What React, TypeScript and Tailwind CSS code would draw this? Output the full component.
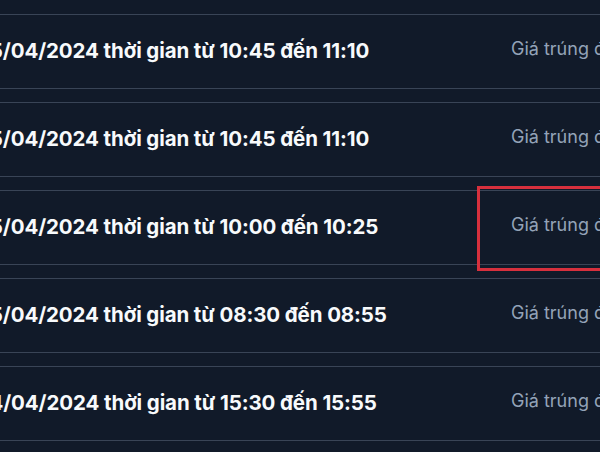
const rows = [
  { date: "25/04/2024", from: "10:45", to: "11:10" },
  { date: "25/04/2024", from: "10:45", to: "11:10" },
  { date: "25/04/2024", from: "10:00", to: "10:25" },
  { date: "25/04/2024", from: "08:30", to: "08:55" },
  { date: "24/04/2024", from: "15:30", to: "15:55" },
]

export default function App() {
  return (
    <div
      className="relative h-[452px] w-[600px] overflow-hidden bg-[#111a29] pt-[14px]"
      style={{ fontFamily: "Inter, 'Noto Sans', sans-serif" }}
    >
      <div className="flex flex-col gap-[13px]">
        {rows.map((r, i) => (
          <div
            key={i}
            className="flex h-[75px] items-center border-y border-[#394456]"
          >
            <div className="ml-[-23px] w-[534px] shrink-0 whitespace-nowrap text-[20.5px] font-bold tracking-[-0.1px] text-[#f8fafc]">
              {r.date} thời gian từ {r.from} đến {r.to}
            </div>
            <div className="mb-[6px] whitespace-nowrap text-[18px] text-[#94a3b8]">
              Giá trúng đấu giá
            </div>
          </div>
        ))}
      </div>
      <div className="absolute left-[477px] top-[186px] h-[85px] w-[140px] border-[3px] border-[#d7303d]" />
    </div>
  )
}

=-=-=

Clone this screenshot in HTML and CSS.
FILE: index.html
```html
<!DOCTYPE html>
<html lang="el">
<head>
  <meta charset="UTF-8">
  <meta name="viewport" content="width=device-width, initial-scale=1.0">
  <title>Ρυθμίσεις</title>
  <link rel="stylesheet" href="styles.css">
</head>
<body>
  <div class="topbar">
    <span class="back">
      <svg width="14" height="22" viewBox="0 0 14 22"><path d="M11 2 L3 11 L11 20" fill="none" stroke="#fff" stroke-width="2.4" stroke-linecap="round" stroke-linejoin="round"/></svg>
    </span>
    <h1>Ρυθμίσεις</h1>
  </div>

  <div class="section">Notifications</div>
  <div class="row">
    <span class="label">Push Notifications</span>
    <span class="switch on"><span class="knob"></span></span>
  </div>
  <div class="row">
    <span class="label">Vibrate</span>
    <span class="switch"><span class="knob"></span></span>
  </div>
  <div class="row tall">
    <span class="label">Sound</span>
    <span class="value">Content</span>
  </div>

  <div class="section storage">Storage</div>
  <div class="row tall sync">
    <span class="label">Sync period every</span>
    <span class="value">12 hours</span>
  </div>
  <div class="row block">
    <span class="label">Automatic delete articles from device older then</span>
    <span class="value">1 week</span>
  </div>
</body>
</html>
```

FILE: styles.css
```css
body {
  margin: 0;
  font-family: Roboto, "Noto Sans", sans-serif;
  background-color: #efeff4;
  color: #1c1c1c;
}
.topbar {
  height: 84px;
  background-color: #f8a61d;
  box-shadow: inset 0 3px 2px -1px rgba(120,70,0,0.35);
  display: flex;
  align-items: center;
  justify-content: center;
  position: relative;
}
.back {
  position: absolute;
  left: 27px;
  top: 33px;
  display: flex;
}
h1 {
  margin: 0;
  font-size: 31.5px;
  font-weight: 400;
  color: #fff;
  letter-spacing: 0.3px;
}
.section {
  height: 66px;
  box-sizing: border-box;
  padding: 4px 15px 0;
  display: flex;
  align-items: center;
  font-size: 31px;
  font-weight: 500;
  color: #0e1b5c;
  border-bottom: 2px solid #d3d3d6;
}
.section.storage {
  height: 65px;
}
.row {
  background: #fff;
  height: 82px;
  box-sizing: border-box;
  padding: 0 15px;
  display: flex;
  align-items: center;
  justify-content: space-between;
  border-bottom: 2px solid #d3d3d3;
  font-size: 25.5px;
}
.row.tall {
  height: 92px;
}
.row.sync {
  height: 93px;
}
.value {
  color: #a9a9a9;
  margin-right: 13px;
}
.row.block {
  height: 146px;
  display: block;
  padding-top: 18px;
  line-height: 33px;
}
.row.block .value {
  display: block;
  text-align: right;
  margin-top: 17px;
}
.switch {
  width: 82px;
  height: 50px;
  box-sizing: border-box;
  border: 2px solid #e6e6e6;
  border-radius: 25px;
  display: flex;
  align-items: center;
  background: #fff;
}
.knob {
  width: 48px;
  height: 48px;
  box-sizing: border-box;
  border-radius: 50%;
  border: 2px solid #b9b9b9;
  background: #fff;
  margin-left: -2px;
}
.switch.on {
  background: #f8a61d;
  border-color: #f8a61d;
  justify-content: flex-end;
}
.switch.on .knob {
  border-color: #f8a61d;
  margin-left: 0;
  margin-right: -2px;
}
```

=-=-=

Pull every line containing "this" from the material above.

# Complete output
What React, TypeScript and Tailwind CSS code would draw this? Output the full component.
Clone this screenshot in HTML and CSS.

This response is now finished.